The robustness of turtleFSI relies on the use of a direct solver (here, MUMPS) within each Newton iterations. Using a direct solver for large 3D problems can rapidly become computationally demanding. Indeed, most of the computational cost of turtleFSI is spent to perform the factorization of the linear system at each Newton iterations. To mitigate this limitation, we can reuse the same factorization over several iterations by not updating the Jacobian matrix of the problem. This can typically be done in simulations where the Newton iterations exhibit “good” converge behavior. In turtleFSI, the reuse of the Jacobian matrix can be set by the flags recompute, which takes an integer and controls how many iterations reusing the same Jacobian matrix in the same timestep. recompute_tstep, does the same, but controls how many time steps to take reusing the same Jacobian matrix.

Note

Any increase of the relative or absolute residual will trigger turtleFSI to recompute the Jacobian matrix, irrespective of the prescribed user values set by the recompute and recompute_tstep.

Figure 1 illustrates the convergence of the solver using the full Newton procedure, updating the Jacobian matrix at each iteration step versus reusing the Jacobian matrix over the iterations (and the time steps). Reusing the Jacobian matrix leads to a larger number of iterations per time steps, typically ~10 iterations instead of ~5 when updating the Jacobian matrix, but the compute time is drastically reduced from ca. 20 min. to only 25 s. per time step. The results were produced with an AMD CPU Ryzen 5 1600, using 12 threads.

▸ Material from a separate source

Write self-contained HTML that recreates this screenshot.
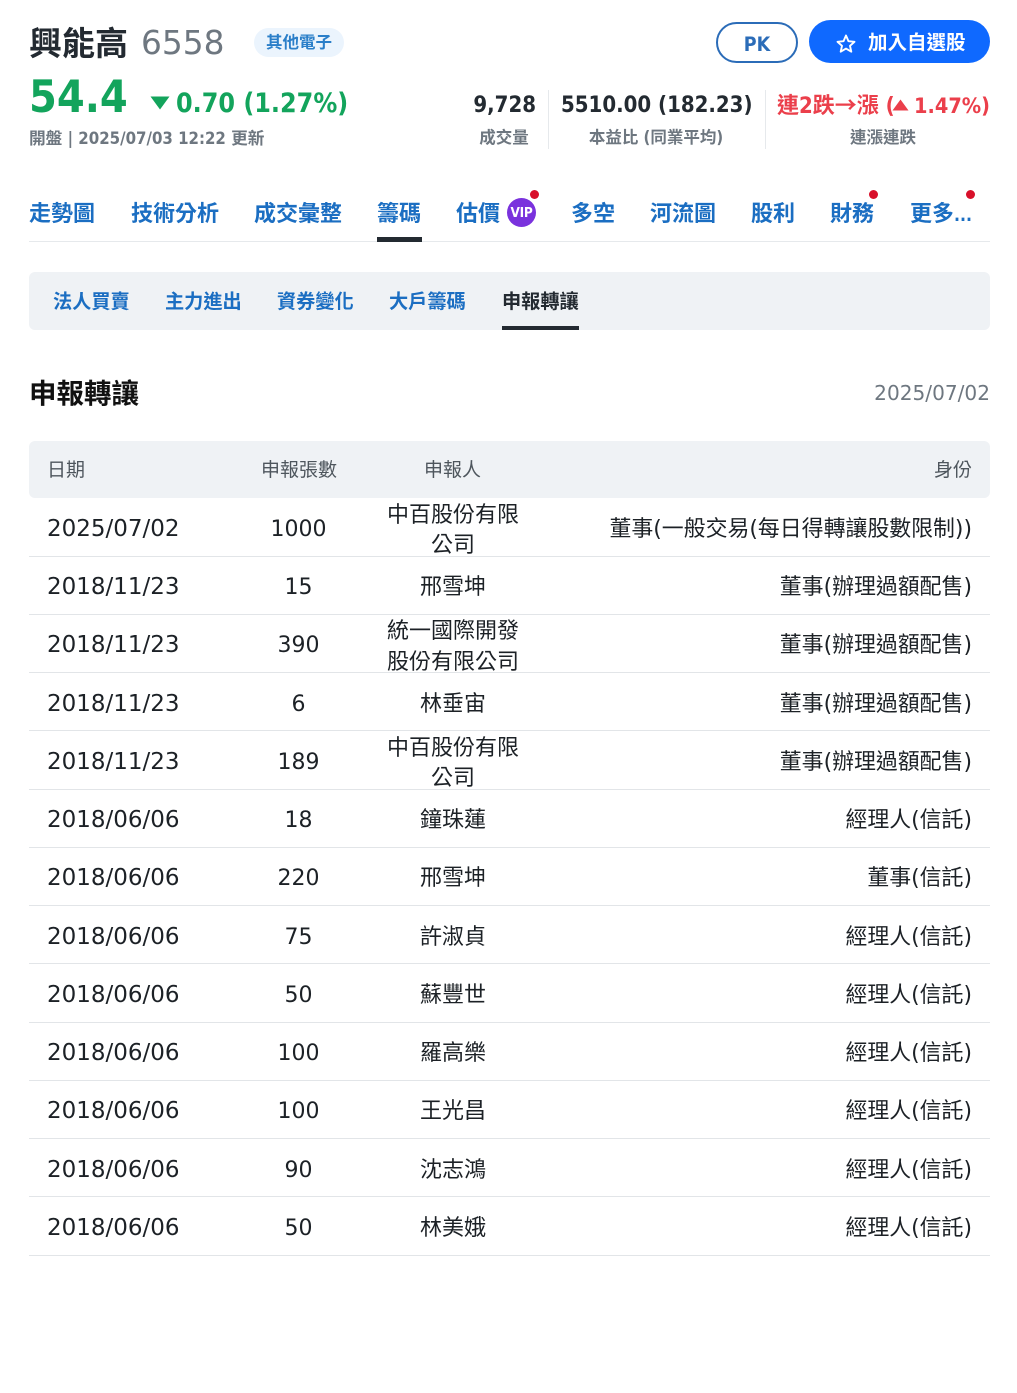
<!DOCTYPE html>
<html lang="zh-Hant"><head><meta charset="utf-8"><title>興能高 6558</title>
<style>
html,body{margin:0;padding:0;background:#fff}
body{width:1017px;height:1393px;position:relative;overflow:hidden;font-family:"DejaVu Sans","WenQuanYi Zen Hei","Noto Sans CJK TC",sans-serif;color:#232a31}
.a{position:absolute;white-space:nowrap}
.c{font-family:"DejaVu Sans Condensed","DejaVu Sans","WenQuanYi Zen Hei","Noto Sans CJK TC",sans-serif;font-stretch:condensed;font-weight:700}
.t{font-size:22px;line-height:30px;top:200px;color:#1b6ec2}
.s{font-size:19.2px;line-height:26px;top:288.500px;color:#1b6ec2}
.dot{position:absolute;width:9px;height:9px;border-radius:50%;background:#d8102a;top:190px}
.b{font-size:22px;line-height:30px;top:91px}
.l{font-size:16.5px;line-height:22px;top:127px;color:#6e7780;text-align:center}
.sep{position:absolute;top:90px;height:59px;width:1px;background:#e6e9ec}
.th{font-size:19px;line-height:26px;top:457px;color:#4e565d}
.row{position:absolute;left:29px;width:961px;height:57.25px;border-bottom:1px solid #e2e5e8;font-size:23px;line-height:30.5px;color:#1c2126}
.row div{position:absolute;top:15.6px;white-space:nowrap}
.d{left:18px}
.row .n{left:219.5px;width:100px;text-align:center;font-size:22px;top:16.6px}
.row .p{left:344px;width:160px;text-align:center;font-size:22px;top:16.6px}
.row .p.two{top:2.6px}
.row .r{right:18px;font-size:21.900px;top:16.6px}
</style></head><body>

<div class="a c" style="left:29px;top:23px;font-size:33px;line-height:42px">興能高</div>
<div class="a" style="left:141px;top:22px;font-size:32.800px;line-height:42px;color:#6e7780">6558</div>
<div class="a c" style="left:254px;top:28px;width:90px;height:29px;border-radius:15px;background:#ebf4fd;color:#2b7fc9;font-size:16.5px;line-height:29px;text-align:center">其他電子</div>

<div class="a c" style="left:29px;top:72px;font-size:44.500px;line-height:52px;color:#13a45c">54.4</div>
<svg class="a" style="left:150px;top:96px" width="20" height="14"><path d="M0.5 0.5H19.5L10 13.5Z" fill="#13a45c"/></svg>
<div class="a c" style="left:176px;top:87px;font-size:26.600px;line-height:34px;color:#13a45c">0.70 (1.27%)</div>
<div class="a c" style="left:29px;top:127px;font-size:16.700px;line-height:22px;color:#6e7780">開盤 | 2025/07/03 12:22 更新</div>

<div class="a c" style="left:716px;top:22px;width:78px;height:37px;border:2px solid #2b6cb8;border-radius:21px;text-align:center;font-size:19.500px;line-height:41px;color:#2b6cb8">PK</div>
<div class="a" style="left:809px;top:20px;width:181px;height:43px;border-radius:22px;background:#0f69ff"></div>
<svg class="a" style="left:835px;top:33px" width="22" height="21" viewBox="0 0 22 21"><path d="M11 2.5L13.5 8.2 19.5 8.8 15 12.8 16.3 18.7 11 15.6 5.700 18.7 7 12.800 2.500 8.800 8.500 8.200Z" fill="none" stroke="#fff" stroke-width="1.900" stroke-linejoin="round"/></svg>
<div class="a c" style="left:868px;top:28px;font-size:19.500px;line-height:30px;color:#fff">加入自選股</div>

<div class="a b c" style="right:481px">9,728</div>
<div class="a l c" style="left:454px;width:100px">成交量</div>
<div class="sep" style="left:548px"></div>
<div class="a b c" style="left:561px">5510.00 (182.23)</div>
<div class="a l c" style="left:556px;width:200px">本益比 (同業平均)</div>
<div class="sep" style="left:765px"></div>
<div class="a c" style="left:777px;top:89px;font-size:22px;line-height:30px;color:#eb3f4b">連2跌<span style="font-family:'WenQuanYi Zen Hei','Noto Sans CJK TC',sans-serif;font-stretch:normal">→</span>漲 (</div>
<svg class="a" style="left:892px;top:99px" width="17" height="12"><path d="M8.500 0.500L16.500 11.500H0.500Z" fill="#eb3f4b"/></svg>
<div class="a c" style="right:27px;top:92px;font-size:21.500px;line-height:30px;color:#eb3f4b">1.47%)</div>
<div class="a l c" style="left:833px;width:100px">連漲連跌</div>

<div class="a t c" style="left:29px">走勢圖</div>
<div class="a t c" style="left:131px">技術分析</div>
<div class="a t c" style="left:254px">成交彙整</div>
<div class="a t c" style="left:377px">籌碼</div>
<div class="a t c" style="left:456px">估價</div>
<div class="a c" style="left:507px;top:198px;width:29px;height:29px;border-radius:50%;background:#7a32dd;color:#fff;font-size:13.500px;line-height:30px;text-align:center;letter-spacing:-.3px">VIP</div>
<div class="dot" style="left:530px"></div>
<div class="a t c" style="left:571px">多空</div>
<div class="a t c" style="left:650px">河流圖</div>
<div class="a t c" style="left:751px">股利</div>
<div class="a t c" style="left:830px">財務</div>
<div class="dot" style="left:869px"></div>
<div class="a t c" style="left:910px">更多<span style="font-size:17.500px">...</span></div>
<div class="dot" style="left:966px"></div>
<div class="a" style="left:29px;top:241px;width:961px;height:1px;background:#e6e9ec"></div>
<div class="a" style="left:377px;top:237px;width:45px;height:4.500px;background:#232a31"></div>

<div class="a" style="left:29px;top:272px;width:961px;height:58px;border-radius:6px;background:#eff2f5"></div>
<div class="a s c" style="left:53px">法人買賣</div>
<div class="a s c" style="left:165px">主力進出</div>
<div class="a s c" style="left:277px">資券變化</div>
<div class="a s c" style="left:389px">大戶籌碼</div>
<div class="a s c" style="left:502px;color:#232a31">申報轉讓</div>
<div class="a" style="left:502px;top:326px;width:77px;height:4px;background:#232a31"></div>

<div class="a c" style="left:29px;top:376px;font-size:27.500px;line-height:36px;color:#111">申報轉讓</div>
<div class="a" style="right:27px;top:380px;font-size:20.100px;line-height:26px;color:#6e7780">2025/07/02</div>

<div class="a" style="left:29px;top:441px;width:961px;height:57px;border-radius:6px;background:#eff2f5"></div>
<div class="a th" style="left:47px">日期</div>
<div class="a th" style="left:261px">申報張數</div>
<div class="a th" style="left:424px">申報人</div>
<div class="a th" style="right:45px">身份</div>

<div class="row" style="top:498.3px"><div class="d">2025/07/02</div><div class="n">1000</div><div class="p two">中百股份有限<br>公司</div><div class="r">董事(一般交易(每日得轉讓股數限制))</div></div>
<div class="row" style="top:556.55px"><div class="d">2018/11/23</div><div class="n">15</div><div class="p">邢雪坤</div><div class="r">董事(辦理過額配售)</div></div>
<div class="row" style="top:614.8px"><div class="d">2018/11/23</div><div class="n">390</div><div class="p two">統一國際開發<br>股份有限公司</div><div class="r">董事(辦理過額配售)</div></div>
<div class="row" style="top:673.05px"><div class="d">2018/11/23</div><div class="n">6</div><div class="p">林垂宙</div><div class="r">董事(辦理過額配售)</div></div>
<div class="row" style="top:731.3px"><div class="d">2018/11/23</div><div class="n">189</div><div class="p two">中百股份有限<br>公司</div><div class="r">董事(辦理過額配售)</div></div>
<div class="row" style="top:789.55px"><div class="d">2018/06/06</div><div class="n">18</div><div class="p">鐘珠蓮</div><div class="r">經理人(信託)</div></div>
<div class="row" style="top:847.8px"><div class="d">2018/06/06</div><div class="n">220</div><div class="p">邢雪坤</div><div class="r">董事(信託)</div></div>
<div class="row" style="top:906.05px"><div class="d">2018/06/06</div><div class="n">75</div><div class="p">許淑貞</div><div class="r">經理人(信託)</div></div>
<div class="row" style="top:964.3px"><div class="d">2018/06/06</div><div class="n">50</div><div class="p">蘇豐世</div><div class="r">經理人(信託)</div></div>
<div class="row" style="top:1022.55px"><div class="d">2018/06/06</div><div class="n">100</div><div class="p">羅高樂</div><div class="r">經理人(信託)</div></div>
<div class="row" style="top:1080.8px"><div class="d">2018/06/06</div><div class="n">100</div><div class="p">王光昌</div><div class="r">經理人(信託)</div></div>
<div class="row" style="top:1139.05px"><div class="d">2018/06/06</div><div class="n">90</div><div class="p">沈志鴻</div><div class="r">經理人(信託)</div></div>
<div class="row" style="top:1197.3px"><div class="d">2018/06/06</div><div class="n">50</div><div class="p">林美娥</div><div class="r">經理人(信託)</div></div>

</body></html>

_images/reuse_jac_iterations.png

Figure 1: Comparison of the convergence behavior of the Newton procedure when updating or reusing the Jacobian matrix. The residuals are plotted for the time steps 31 to 36 of the 3D FSI pipe flow problem (see above animation). The average execution time for each time step with updated Jacobian is 1170 seconds and 25 seconds for the reused Jacobian.

HPC performance

turtleFSI benefits from the high-performance computing (HPC) functionality of FEniCS and the solver can be executed with MPI parallel tasks as follow without any addition to the code:

mpirun -np 4 turtleFSI

We performed a strong scaling of a 3D FSI pipe flow to illustrate the behavior of the solver using a relatively large number of parallel MPI tasks. We present the results obtained at the second time step of the simulation starting from initial rest. We demonstrate an adequate scaling using up to 64 cores of one cluster node, both executing turtleFSI from a module installation or within a docker container (Figure 2c). A direct consequence of splitting the geometry in several MPI domains (Figure 2b) is an increase of the system size associated with the handling of the degree of freedoms along the inner split boundaries. We illustrate this effect in Figure d where the total memory usage is monitored as function of the number of MPI tasks used to solve the problem. In our example, we reuse the Jacobian matrix and the factorization of the direct solver over five Newton’s iterations. As shown in Figure 2c, the total execution time for computing the Jacobian matrix once and factorization of the system is about two orders of magnitude larger than solving five iteration steps by reusing the factorization.

_images/figure_hpc2.png

Figure 2: Strong scaling of a 3D FSI pipe flow problem. a) Meshing of the inner fluid domain, and outer solid pipe with a total of 63 thousand elements. b) Split of the geometry in 16 MPI domains. c) Total time spent for one time step (jac.: Jacobian matrix evaluation, fact.: direct solver factorization step, it.: direct solver solve steps) as function of the number of MPI tasks. d) System memory usage as function of the number of MPI tasks for three different mesh discretizations of the problem illustrated in panel a).